Let me come back to what I said earlier: that there are three things that might allow investors to realise significant profits in the market going forward. The first was that interest rates might fall, and the second was that corporate profits as a per cent of GDP might rise dramatically. The third point: Perhaps you are an optimist who believes that though investors as a whole may slog along, you yourself will be a winner. That thought might be particularly seductive in these early days of the information revolution (which I wholeheartedly believe in) just pick the obvious winners, your broker will tell you, and ride the wave. 

Well, I thought it would be instructive to go back and look at a couple of industries that transformed the US much earlier in this century: automobiles and aviation. Take automobiles: I have here one page, out of 70 in total, of car and truck manufacturers that have operated in this country. All told, there appear to have been at least 2,000 car makers, in an industry that had an incredible impact on people's lives. If you had foreseen in the early days of cars how this industry would develop, you would have said: "Here is the road to riches." So what did we progress to by the 1990s? After corporate carnage that never let up, we came down to three US car companies themselves no lollapaloozas for investors. So here is an industry that had an enormous impact on America and also an enormous impact, though not the anticipated one, on investors. 

Sometimes, incidentally, it's much easier in these transforming events to figure out the losers. You could have grasped the importance of the car when it came along, but still found it hard to pick companies that would make you money. 

The other truly transforming business invention of the first quarter of the century, besides the car, was the aeroplane another industry whose plainly brilliant future would have caused investors to salivate. So I went back to check out aircraft manufacturers and found that in the 1919-39 period there were about 300 companies: only a handful are still breathing today. And failures: 129 airlines in the past 20 years filed for bankruptcy. 

As of 1992, in fact though the picture would have improved since then the money made since the dawn of aviation by all of this country's airline companies is zero. 

Sizing all this up, I like to think that if I'd been at Kitty Hawk in 1903 when Orville Wright took off, I would have been farsighted enough, and public-spirited enough I owed this to future capitalists to shoot him down. 

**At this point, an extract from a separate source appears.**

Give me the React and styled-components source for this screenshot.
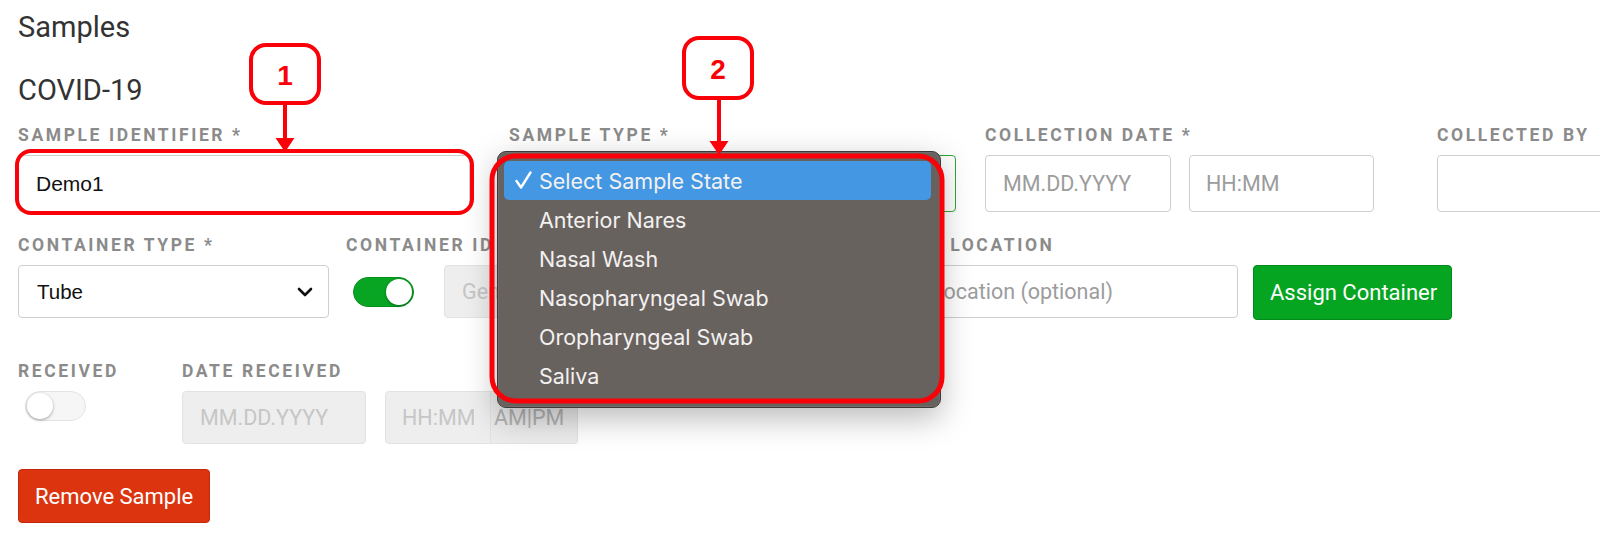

I mean, Karl Marx couldn't have done as much damage to capitalists as Orville did. 
I won't dwell on other glamorous businesses that dramatically changed our lives. But I will draw a lesson from these businesses: the key to investing is not assessing how much an industry is going to affect society, or how much it will grow, but rather determining the competitive advantage of any given company and, above all, the durability of that advantage. 

The products or services that have wide, sustainable moats around them are the ones that deliver rewards to investors. 

This talk of 17 year periods makes me think incongruously, I admit of 17 year locusts. What could a current brood of these critters, scheduled to take flight in 2016, expect to encounter? I see them entering a world in which the public is less euphoric about stocks than it is now. Naturally, investors will be feeling disappointment but only because they expected too much. 

Grumpy or not, they will have by then grown considerably wealthier, simply because the American business establishment that they own will have been chugging along, increasing its profits by 3 per cent annually in real terms. Best of all, the rewards from this creation of wealth will have flowed through to Americans in general, who will be enjoying a far higher standard of living than they do today. Not a bad world at all even if it doesn't measure up to what investors got used to in the 17 years just passed.